The government’s case against Shea says he was the one who set up the shell corporations that funneled We Build the Wall donations to pay Kolfage a $20,000 monthly salary despite repeated assurances to donors that the triple amputee serving as We Build The Wall’s president would “not take a penny in salary or compensation.”
The money, according to the indictment, was funneled through Ranch Property Marketing and Management, a company that prosecutors said was given an intentionally “vague-sounding” name, to fabricated fake invoices and backdated payment requests.
Prosecutors showed evidence that Shea misappropriated $34,000 from We Build the Wall to buy 50,000 cans of his company’s Trump-themed beverage (“12 oz of liberal tears,” the packaging sneers). Though he and Kolfage “papered it as a loan,” the government questioned what kind of loan doesn’t come with interest. “No repayment, no collection, that’s how you know it wasn’t a real loan,” Assistant U.S. Attorney Nicolas Roos said during the government’s summation argument Tuesday.

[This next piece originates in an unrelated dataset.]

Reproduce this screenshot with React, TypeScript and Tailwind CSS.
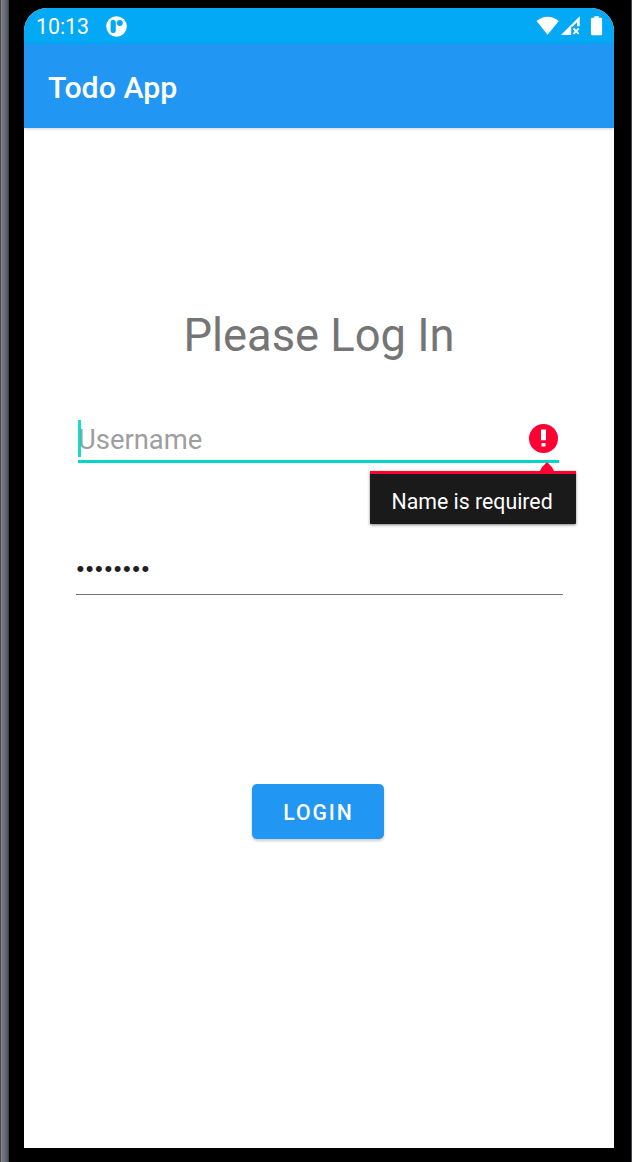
function StatusBar() {
  return (
    <div className="flex h-9 shrink-0 items-center bg-[#03a9f4] pl-3 pr-[10px] text-white">
      <span className="w-[53px] whitespace-nowrap pt-0.5 text-[21.3px] leading-9">10:13</span>
      <svg className="ml-[16.5px] size-[21px]" viewBox="0 0 21 21">
        <circle cx="10.5" cy="10.5" r="10.3" fill="#fff" />
        <rect x="4.6" y="4" width="5.2" height="13" rx="2.2" fill="#03a9f4" />
        <circle cx="13.8" cy="7" r="3" fill="#03a9f4" />
        <path d="M5.8 5.2h2v10.6h-2z" fill="#03a9f4" />
      </svg>
      <svg className="ml-auto h-[22px] w-[68px]" viewBox="0 0 68 22" fill="#fff">
        <path d="M0.5 6Q11.5-2.6 22.8 6L11.6 19.7Z" />
        <path fillRule="evenodd" d="M25 20L43.7 1.3V11.2H41V7.2L36.8 11.4H35.2V20Z" />
        <path d="M37.5 13.5L42.7 18.8M42.7 13.5L37.5 18.8" stroke="#fff" strokeWidth="1.8" />
        <path d="M58.3 1.3h4.6v1.5h2q1.2 0 1.2 1.2v15q0 1.3-1.2 1.3h-8.8q-1.2 0-1.2-1.3V4q0-1.2 1.2-1.2h2.2z" />
      </svg>
    </div>
  );
}

function ErrorPopup() {
  return (
    <div className="absolute left-[292px] top-[42px] w-[206px]">
      <svg className="ml-[169px] block h-[9px] w-4" viewBox="0 0 16 9">
        <path d="M1 9Q2.2 5 7 1Q8 0 9 1Q13.8 5 15 9Z" fill="#ff0033" />
      </svg>
      <div className="h-[53px] rounded-b-[1px] border-t-3 border-[#ff0033] bg-[#1a1a1a] pl-[21.5px] pt-[13px] text-[21.3px] leading-[30px] whitespace-nowrap text-white shadow-[0_1px_3px_rgba(0,0,0,0.5)]">
        Name is required
      </div>
    </div>
  );
}

export default function App() {
  return (
    <div className="flex h-[1162px] w-[632px] overflow-hidden bg-black font-['Roboto',sans-serif]">
      <div className="w-[9px] shrink-0 bg-[linear-gradient(90deg,#4b4c50_0px,#4b4c50_1px,#85868c_1px,#73757e_3px,#686b76_5px,#5b5f69_7px,#343840_9px)]" />
      <div className="flex flex-1 px-[15px] pt-2 pb-3.5">
        <main className="flex w-[590px] flex-col overflow-hidden rounded-t-[23px] bg-white">
          <StatusBar />
          <header className="relative flex h-[84px] shrink-0 items-center bg-[#2196f3] pl-6 pt-1 text-[30.3px] font-medium text-white shadow-[0_1px_3px_rgba(0,0,0,0.18)]">
            Todo App
          </header>
          <h1 className="mt-[178px] text-center text-[45.3px] leading-[60px] text-[#757575]">Please Log In</h1>
          <div className="relative ml-[54px] mt-[54px] flex h-[43px] w-[481px] items-start border-b-3 border-[#00d8c4] text-[27.4px] leading-10 text-[#9e9e9e]">
            <span>Username</span>
            <i className="absolute left-0 top-0 h-[37px] w-[3px] bg-[#00d8c4]/90" />
            <svg className="ml-auto mr-px mt-1 size-[29px]" viewBox="0 0 29 29">
              <circle cx="14.5" cy="14.5" r="14.5" fill="#ff0033" />
              <path d="M12 5.5h5v10.8h-5zm.5 13.4h4v3.6h-4z" fill="#fff" />
            </svg>
            <ErrorPopup />
          </div>
          <div className="ml-[52px] mt-[87px] h-[45px] w-[487px] border-b border-[#757575] pl-[0.5px] font-['Liberation_Sans',sans-serif] text-[22px] leading-[37px] tracking-[1.6px] text-[#212121]">
            ••••••••
          </div>
          <button className="ml-[228px] mt-[189px] h-[55px] w-[132px] shrink-0 rounded-[5px] bg-[#2196f3] pl-px pt-[3px] text-[21.2px] font-medium tracking-[1.9px] text-white shadow-[0_2px_3px_rgba(0,0,0,0.2)]">
            LOGIN
          </button>
        </main>
      </div>
      <div className="w-px shrink-0 bg-[#48494c]" />
    </div>
  );
}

The defendant ran Winning Energy with his wife, Amanda Shea, an ardent Trump conservative who was also listed as chief financial officer for We Build the Wall but not named in the indictment.
Shea’s attorney John Meringolo did not call any witnesses at trial, instead choosing to rest his brief defense on about a dozen exhibits entered into evidence, including a pixelated video of We Build The Wall board member Kris Kobach speaking at one of the border wall construction sites. Meringolo did not initially tell jurors that it was Kobach — not Shea — in the clip.
Meringolo’s capricious and seemingly improvised defense case hinged on his insistence that prosecutors had not proved the case beyond a reasonable doubt.
Following Judge Torres’ reading of a so-called “Allen charge” instructing the juror to continue deliberating toward a unanimous verdict, the jurors asked to pore through copies in government evidence of the trial’s voluminous bank records from 2018 through 2020.
Another jury note last Friday suggested an impasse on count three, falsification of records. This charge alleges that Shea and Kolfage backdated contracts in October 2019 to reflect reasons for payments from We Build the Wall to Shea and from Shea to Kolfage, “with the intent to impede, obstruct, or influence” a federal investigation into the scheme.
Suggesting the possibility of additional evidence “somewhere,” including earlier signed documents that the “prosecution did not search and find,” the jury note asked for clarity on whether it was a crime to backdate a contract to memorialize an earlier agreement.
CNN reported last week that the Manhattan district attorney’s office has issued subpoenas as part of criminal investigation into Bannon’s fundraising efforts, which could potentially lead to state charges against the onetime adviser pardoned by former President Trump.
While a presidential pardon can waive federal crimes but not state offenses, the Manhattan district attorney’s office previous attempt to charge former Trump campaign chair Paul Manafort for mortgage fraud was scuttled when state court Justice Maxwell Wiley threw the case out on double jeopardy grounds.
Manafort was convicted in August 2018 in a federal court in Virginia on eight counts of bank and tax fraud, failing to file a report for a foreign bank account and falsifying his income on federal tax returns.
Trump later pardoned Manafort in a slough of pardons issued in December 2020 to loyalists including Charles Kushner, father of Jared Kushner, and Roger Stone, the conservative political consultant and former business partner of Manafort.
Bannon is also facing a July federal trial in Washington on contempt charges after he refused to comply with a House committee subpoena connected to the mob of Trump supporters who stormed the U.S. Capitol on Jan. 6.